Reproduce every line in the listing that contains the word "components".

▸ **Collected data**:
▬▬▬▬▬▬

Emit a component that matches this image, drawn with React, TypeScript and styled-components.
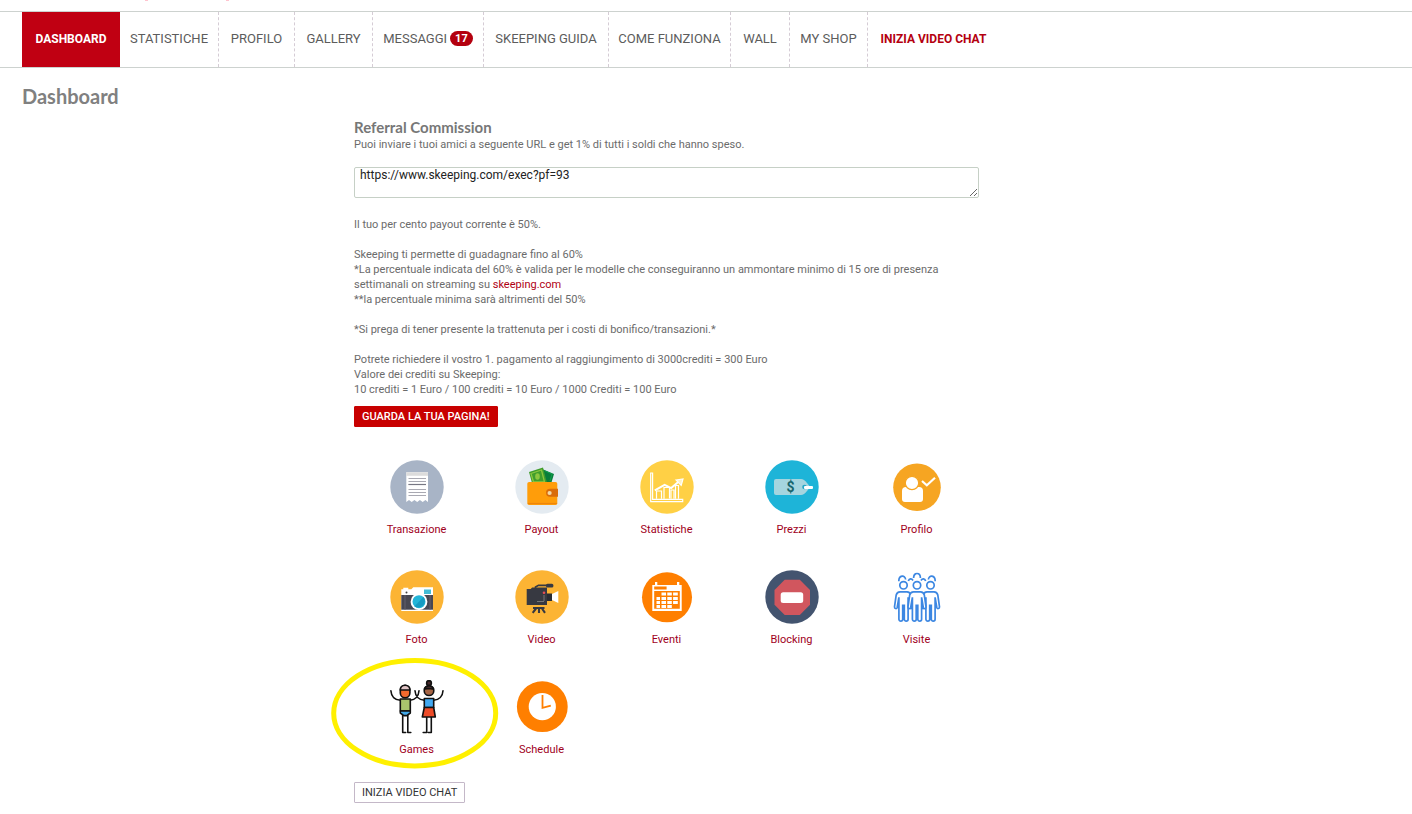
import React from 'react';
import styled, { createGlobalStyle, css } from 'styled-components';

const GlobalStyle = createGlobalStyle`
  *, *::before, *::after { box-sizing: border-box; }
  body {
    margin: 0;
    background: #fff;
    color: #6b6b6b;
    font: 11px/15px Roboto, "Liberation Sans", sans-serif;
  }
`;

const TopStrip = styled.header`
  display: flex;
  gap: 78px;
  height: 11px;
  padding-left: 145px;
`;

const TopMark = styled.span`
  width: 3px;
  height: 1px;
  background: #ffc4cf;
`;

const Nav = styled.nav`
  border-top: 1px solid #cdd2cf;
  border-bottom: 1px solid #cdd2cf;
  padding: 0 22px;
`;

const NavList = styled.ul`
  display: flex;
  margin: 0;
  padding: 0;
  list-style: none;
`;

const NavItem = styled.li<{ $width: number }>`
  flex: 0 0 ${(p) => p.$width}px;
  border-right: 1px dashed #d5ccd5;
  &:first-child,
  &:last-child { border-right: 0; }
`;

const NavLink = styled.a<{ $tone?: 'active' | 'accent' }>`
  display: flex;
  align-items: center;
  justify-content: center;
  gap: 3px;
  height: 55px;
  padding-bottom: 2px;
  color: #5c5c5c;
  font-size: 13px;
  line-height: 16px;
  white-space: nowrap;
  text-decoration: none;
  ${(p) => p.$tone === 'active' && css`
    background: #c00012;
    color: #fff;
    font-size: 12px;
    font-weight: 700;
  `}
  ${(p) => p.$tone === 'accent' && css`
    color: #b4000f;
    font-size: 12px;
    font-weight: 700;
  `}
`;

const Badge = styled.span`
  padding: 0 5px;
  border-radius: 8px;
  background: #b4000f;
  color: #fff;
  font-size: 11px;
  font-weight: 700;
  line-height: 15px;
`;

const Page = styled.main`
  max-width: 1333px;
  padding: 15px 22px 11px;
`;

const PageTitle = styled.h1`
  margin: 0;
  color: #808080;
  font: 700 20px/26px Lato, sans-serif;
`;

const Content = styled.section`
  max-width: 625px;
  margin: 9px auto 0;
`;

const SectionTitle = styled.h2`
  margin: 0 0 1px;
  color: #777;
  font: 700 15px/18px Lato, sans-serif;
`;

const Text = styled.p<{ $last?: boolean }>`
  margin: 0 0 ${(p) => (p.$last ? 9 : 15)}px;
`;

const UrlBox = styled.textarea`
  display: block;
  width: 100%;
  height: 31px;
  margin-bottom: 19px;
  padding: 0 5px;
  border: 1px solid #c6d0c6;
  border-radius: 2px;
  color: #222;
  font: inherit;
  font-size: 12px;
  overflow: hidden;
  resize: both;
`;

const TextLink = styled.a`
  color: #b00014;
  text-decoration: none;
`;

const Button = styled.button<{ $primary?: boolean }>`
  display: block;
  height: 21px;
  padding: 0 7px;
  border: 1px solid #c4b8c8;
  border-radius: 1px;
  background: #fff;
  color: #333;
  font: inherit;
  line-height: 19px;
  cursor: pointer;
  ${(p) => p.$primary && css`
    border-color: #c80000;
    background: #c80000;
    color: #fff;
    font-weight: 500;
  `}
`;

const Tiles = styled.div`
  display: grid;
  grid-template-columns: repeat(5, 1fr);
  row-gap: 33px;
  margin: 33px 0 25px;
`;

const Tile = styled.a`
  position: relative;
  display: flex;
  flex-direction: column;
  align-items: center;
  gap: 8px;
  color: #a0001c;
  text-decoration: none;
`;

const TileIcon = styled.svg`
  display: block;
  width: 54px;
  height: 54px;
`;

const Ring = styled.svg`
  position: absolute;
  top: -22px;
  left: -23px;
  width: 168px;
  height: 111px;
  pointer-events: none;
`;

const navItems: { label: string; width: number; tone?: 'active' | 'accent'; count?: number }[] = [
  { label: 'DASHBOARD', width: 98, tone: 'active' },
  { label: 'STATISTICHE', width: 99 },
  { label: 'PROFILO', width: 76 },
  { label: 'GALLERY', width: 78 },
  { label: 'MESSAGGI', width: 111, count: 17 },
  { label: 'SKEEPING GUIDA', width: 125 },
  { label: 'COME FUNZIONA', width: 122 },
  { label: 'WALL', width: 59 },
  { label: 'MY SHOP', width: 78 },
  { label: 'INIZIA VIDEO CHAT', width: 131, tone: 'accent' },
];

const Receipt = () => (
  <>
    <circle cx="27" cy="27" r="26.7" fill="#a8b4c6" />
    <path d="M16.3 12.3H38V42l-2.6-2-2.7 2-2.8-2-2.7 2-2.8-2-2.7 2-2.7-2-2.7 2Z" fill="#fff" />
    <path d="M16.3 12.3H38v3.5H16.3Z" fill="#dcdcdc" />
    <path d="M18.5 18.5H36M18.5 21.5H36M18.5 24.5H36M18.5 29.5H36M18.5 32.5H36M18.5 35.5H36" stroke="#a9a9b2" strokeWidth="1.2" />
    <path d="M18.5 24.5H36" stroke="#777783" strokeWidth="1.2" />
  </>
);

const Wallet = () => (
  <>
    <circle cx="27" cy="27" r="26.7" fill="#e4ebf1" />
    <path d="m27 9 12 5-3 10H24Z" fill="#087d3b" />
    <path d="m30 11 7 3-2 7" fill="none" stroke="#0fa04c" />
    <path d="m14 12 14-4.6 4 15.6H17Z" fill="#3f9d2c" />
    <path d="m16 13.5 10.5-3.5 3 12H18.5Z" fill="none" stroke="#8cc63f" strokeWidth="1.3" />
    <ellipse cx="22.5" cy="16.5" rx="2.3" ry="3.2" fill="#8cc63f" />
    <rect x="12.3" y="22" width="30" height="23" rx="1.8" fill="#ff9d0a" />
    <path d="M13 43.5h29" stroke="#ee850b" strokeWidth="1.2" />
    <path d="M35 28.8h8v8h-8a4 4 0 0 1 0-8Z" fill="#d96d0b" />
    <circle cx="34.6" cy="33" r="2.1" fill="#f1d7a5" />
  </>
);

const Growth = () => (
  <>
    <circle cx="27" cy="27" r="26.7" fill="#ffd045" />
    <g fill="none" stroke="#fff" strokeWidth="1.2">
      <path d="M10.7 13v28.7h32v-2.4H12.6V13Z" />
      <path d="M16.5 38.7V31h5v7.7M24 38.7V27.5h5.5v11M31 38.7V30h3v8.7M35.5 38.7V25.5h3v13.2" />
      <path d="m14.8 30.3 9.8-5.5 6.6 3.3 7.6-6.6" strokeWidth="2" />
      <path d="m36 20 7-1-1.8 6.4Z" fill="#fff3c9" />
    </g>
  </>
);

const PriceTag = () => (
  <>
    <circle cx="27" cy="27" r="26.7" fill="#1eb4d8" />
    <path d="M11 19h25c2 0 4 1.5 6 4l2 2.5v3L42 31c-2 2.5-4 4-6 4H11a2 2 0 0 1-2-2V21a2 2 0 0 1 2-2Z" fill="#a5d5df" />
    <circle cx="39.5" cy="27" r="2.3" fill="#26a7c7" />
    <rect x="39" y="26" width="9" height="3" rx="1" fill="#fff" />
    <text x="25.5" y="32" textAnchor="middle" fill="#17666d" fontFamily="Roboto, sans-serif" fontSize="14" fontWeight="700">$</text>
  </>
);

const UserCheck = () => (
  <>
    <circle cx="27" cy="27.3" r="23.8" fill="#f6a522" />
    <path d="M16 27h13a4 4 0 0 1 4 4v8a3 3 0 0 1-3 3H15a3 3 0 0 1-3-3v-8a4 4 0 0 1 4-4Z" fill="#fff" />
    <circle cx="22" cy="23" r="6.7" fill="#fff" stroke="#f6a522" strokeWidth="1.2" />
    <path d="m32 21 4.8 4.3 8.2-7.6" fill="none" stroke="#fff" strokeWidth="2.2" />
  </>
);

const Camera = () => (
  <>
    <circle cx="27" cy="27" r="26.7" fill="#fcb434" />
    <path d="M11.3 19.2h2v-1.5h5v1.5h3l2-1.9h19.7V41H11.3Z" fill="#fff" />
    <path d="M11.3 25H43v14.7H11.3Z" fill="#474752" />
    <path d="M15 25v14.7M40 25v14.7" stroke="#65616d" />
    <circle cx="16.5" cy="22.5" r="1" fill="#444" />
    <path d="M34 19.5h7V24h-7Z" fill="#42bcd6" />
    <circle cx="29" cy="31.7" r="8.4" fill="#fff" />
    <circle cx="29" cy="31.7" r="6.5" fill="#22b5d8" />
    <path d="M24.5 36.2 33.5 27a6.5 6.5 0 0 1-9 9.2Z" fill="#159bc1" />
  </>
);

const Camcorder = () => (
  <>
    <circle cx="27" cy="27" r="26.7" fill="#fcb434" />
    <path d="M11.7 19h4l1.4-1.4H32V35H11.7Z" fill="#373941" />
    <path d="M20.5 19v-2l3-1.7H32" fill="none" stroke="#373941" strokeWidth="1.7" />
    <rect x="31" y="13.7" width="7.4" height="3.8" rx="1.5" fill="#373941" />
    <path d="M32 23.5h5v7.5h-5Z" fill="#292c33" />
    <path d="m37 24 6.3-3v12L37 30Z" fill="#fff" />
    <path d="M22 31.5h7M29 25v6" stroke="#777" />
    <circle cx="29" cy="22.8" r="1.3" fill="#e84e54" />
    <path d="M18 37h11.5v2H18Z" fill="#373941" />
    <path d="m21 38.5-3.3 4.4M24 38.5V43M27 38.5l3 4.4" stroke="#373941" strokeWidth="2.1" />
  </>
);

const CalendarGrid = () => (
  <>
    <circle cx="27" cy="27.3" r="25" fill="#ff7f00" />
    <path d="M15 12h2.3v3H37v-3h2.3v3h2.4v26H12.3V15H15Z" fill="#fff" />
    <path d="M14.2 16.6h12.4v3H14.2ZM14.2 21h25.6v17.8H14.2Z" fill="#ff7f00" />
    <path d="M21.5 22.4H26v3h-4.5ZM27.3 22.4h4.5v3h-4.5ZM33.1 22.4h4.7v3h-4.7ZM16.5 27H20v3h-3.5ZM21.5 27H26v3h-4.5ZM27.3 27h4.5v3h-4.5ZM33.1 27h4.7v3h-4.7ZM16.5 31H20v3h-3.5ZM21.5 31H26v3h-4.5ZM27.3 31h4.5v3h-4.5ZM33.1 31h4.7v3h-4.7ZM16.5 35H20v3h-3.5ZM21.5 35H26v3h-4.5ZM27.3 35h4.5v3h-4.5Z" fill="#fff" />
  </>
);

const StopSign = () => (
  <>
    <circle cx="27" cy="27" r="26.7" fill="#43546f" />
    <path d="M19.7 9.7h15.1L45 20v14.8L34.8 45H19.7L9.5 34.8V20Z" fill="#d1565e" />
    <rect x="15.7" y="22.3" width="22.5" height="10.6" rx="2.5" fill="#fff" />
  </>
);

const personOutline =
  'M-3.5 6.5h7c2 0 3.3 1 3.8 3.2L9 21.5c.2 2-2.2 2.4-2.7.6L4.6 12v22c0 2.3-3.8 2.3-3.8 0V20h-1.6v14c0 2.3-3.8 2.3-3.8 0V12l-1.7 10.1c-.5 1.8-2.9 1.4-2.7-.6L-7.3 9.7C-6.8 7.5-5.5 6.5-3.5 6.5Z';

const Crowd = () => (
  <g fill="#fff" stroke="#3c87e2" strokeWidth="1.7">
    <path d="M8.8 11.3c0-6.4 6.4-6.6 6.8-1.8M23.6 8c0-6 6.8-6 6.8 0M38.4 9.5c.4-4.8 6.8-4.6 6.8 1.8M18.3 11c1-2.8 3.5-2.8 4.7-.5M31 10.5c1.2-2.3 3.7-2.3 4.7.5" fill="none" />
    {[13.5, 40.5, 27].map((x) => (
      <g key={x} transform={`translate(${x} 15.3)`}>
        <path d={personOutline} />
        <circle r="3.7" />
      </g>
    ))}
  </g>
);

const Dancers = () => (
  <g stroke="#111" strokeWidth="1.6" strokeLinecap="round" strokeLinejoin="round">
    <path d="M10.3 20.3C5 20 1.2 16.5.9 10.8M20 20.3c5-.5 8.7-4 9-9.5M34.3 20.3c-5.2-.4-9-4-9.3-9.5M43.7 20.3c5.3-.4 9-4 9.3-9.5" fill="none" />
    <path d="M12.7 35v17.5h3M17.8 35v17.5h3M36.7 37v15.5h-3.5M41.3 37v15.5h-3" fill="none" />
    <path d="M10.3 10a4.8 4.8 0 0 1 9.6 0v3a4.8 4.8 0 0 1-9.6 0Z" fill="#f26a2e" />
    <path d="M10.3 10a4.8 4.8 0 0 1 9.6 0Z" fill="#dfc3c5" />
    <path d="M10.3 19h10v12h-10Z" fill="#a9c56d" />
    <path d="M10.3 31h10v2l-3.5 2.6h-3L10.3 33Z" fill="#42a8e8" />
    <circle cx="39" cy="3" r="2.4" fill="#49292b" />
    <circle cx="39" cy="10.7" r="4.8" fill="#a66545" />
    <path d="M34.4 9a4.9 4.9 0 0 1 9.2 0c-3 0-6-1-9.2 0Z" fill="#49292b" />
    <path d="M34.3 18.5h9.4v9h-9.4Z" fill="#42a8f0" />
    <path d="M34.3 27.5h9.4L45.3 37h-13Z" fill="#ed4b28" />
  </g>
);

const Clock = () => (
  <>
    <circle cx="27.3" cy="26.7" r="25.4" fill="#ff7f00" />
    <circle cx="27.3" cy="26.7" r="13.6" fill="#fff" />
    <path d="M27.5 15v12.8l8.3-2.2" fill="none" stroke="#ff7f00" strokeWidth="1.8" />
  </>
);

const tiles: { label: string; Icon: () => React.ReactElement; ringed?: boolean }[] = [
  { label: 'Transazione', Icon: Receipt },
  { label: 'Payout', Icon: Wallet },
  { label: 'Statistiche', Icon: Growth },
  { label: 'Prezzi', Icon: PriceTag },
  { label: 'Profilo', Icon: UserCheck },
  { label: 'Foto', Icon: Camera },
  { label: 'Video', Icon: Camcorder },
  { label: 'Eventi', Icon: CalendarGrid },
  { label: 'Blocking', Icon: StopSign },
  { label: 'Visite', Icon: Crowd },
  { label: 'Games', Icon: Dancers, ringed: true },
  { label: 'Schedule', Icon: Clock },
];

export default function App() {
  return (
    <>
      <GlobalStyle />
      <TopStrip>
        <TopMark />
        <TopMark />
      </TopStrip>
      <Nav>
        <NavList>
          {navItems.map(({ label, width, tone, count }) => (
            <NavItem key={label} $width={width}>
              <NavLink href="#" $tone={tone}>
                {label}
                {count && <Badge>{count}</Badge>}
              </NavLink>
            </NavItem>
          ))}
        </NavList>
      </Nav>
      <Page>
        <PageTitle>Dashboard</PageTitle>
        <Content>
          <SectionTitle id="referral">Referral Commission</SectionTitle>
          <Text>Puoi inviare i tuoi amici a seguente URL e get 1% di tutti i soldi che hanno speso.</Text>
          <UrlBox aria-labelledby="referral" defaultValue="https://www.skeeping.com/exec?pf=93" />
          <Text>Il tuo per cento payout corrente è 50%.</Text>
          <Text>
            Skeeping ti permette di guadagnare fino al 60%
            <br />
            *La percentuale indicata del 60% è valida per le modelle che conseguiranno un ammontare minimo di 15 ore di presenza
            <br />
            settimanali on streaming su <TextLink href="#">skeeping.com</TextLink>
            <br />
            **la percentuale minima sarà altrimenti del 50%
          </Text>
          <Text>*Si prega di tener presente la trattenuta per i costi di bonifico/transazioni.*</Text>
          <Text $last>
            Potrete richiedere il vostro 1. pagamento al raggiungimento di 3000crediti = 300 Euro
            <br />
            Valore dei crediti su Skeeping:
            <br />
            10 crediti = 1 Euro / 100 crediti = 10 Euro / 1000 Crediti = 100 Euro
          </Text>
          <Button type="button" $primary>GUARDA LA TUA PAGINA!</Button>
          <Tiles>
            {tiles.map(({ label, Icon, ringed }) => (
              <Tile key={label} href="#">
                <TileIcon viewBox="0 0 54 54" aria-hidden="true">
                  <Icon />
                </TileIcon>
                {label}
                {ringed && (
                  <Ring viewBox="0 0 168 111" aria-hidden="true">
                    <ellipse cx="83.7" cy="55.2" rx="81" ry="52.7" fill="none" stroke="#fff000" strokeWidth="5" />
                  </Ring>
                )}
              </Tile>
            ))}
          </Tiles>
          <Button type="button">INIZIA VIDEO CHAT</Button>
        </Content>
      </Page>
    </>
  );
}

▬▬▬▬▬▬

▸ **The response**:
Emit a component that matches this image, drawn with React, TypeScript and styled-components.
import styled, { createGlobalStyle, css } from 'styled-components';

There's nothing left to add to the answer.